Even so, the result confirmed Mahindra’s competitiveness in Jeddah and highlighted how fine the margins had become once strategy entered the equation.
Less energy management, more race intelligence
With energy concerns largely neutralised by the Safety Car and PIT BOOST, Jeddah rewarded drivers who could read the race rather than simply react to it. Track position, traffic timing and tool availability mattered more than absolute efficiency.
Wehrlein embraced that reality. He resisted the temptation to commit early, allowing others to reveal their hands first. As the race stabilised, it became clear that those who had spent their advantages too soon were exposed, while those who waited retained leverage.
ATTACK MODE as a consequence, not a shortcut
In Jeddah, ATTACK MODE did not function as a shortcut to the front. It amplified prior decisions. Early activation delivered short-term gains at the cost of flexibility. Late activation came with traffic but offered greater influence when the field settled.
The decisive moment came when Wehrlein combined PIT BOOST with ATTACK MODE, converting that overlap into sustained lap-time advantage rather than isolated overtakes. It was this sequence, not a single move, that effectively settled the race.
Solid recoveries, clear limits
Mortara’s climb from fifth to second was impressive, but the early loss proved too costly to challenge for the win. Evans followed a similar trajectory, growing into the race and securing another strong result through late progress.
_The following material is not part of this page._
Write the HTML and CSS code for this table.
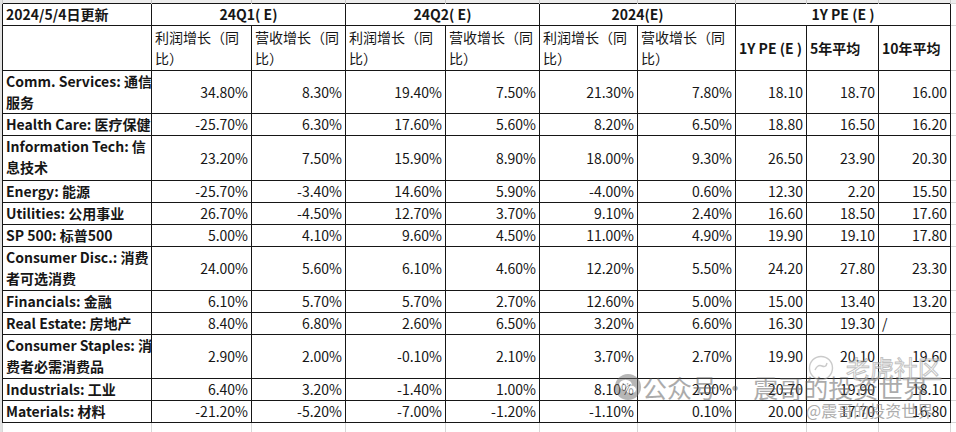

Cassidy, meanwhile, spent most of the race limiting damage. Lacking the pace to fight at the front, his focus shifted to minimising losses in a weekend that never fully came together.


Control as the ultimate statement
By the time Wehrlein assumed effective control of the race, there was no need for defensive aggression. The gap he had built allowed him to manage the final stages calmly, responding only to the clock rather than to threats on track.
That composure explains why the Jeddah victory carries such championship significance. This was not a situational win, but one rooted in preparation, regulatory understanding and competitive maturity.
Formula E returns tomorrow (14) for the second race of the Jeddah double-header. Without PIT BOOST, the strategic landscape will change entirely. But after Friday’s race, one reference point is clear: the championship now runs through Pascal Wehrlein.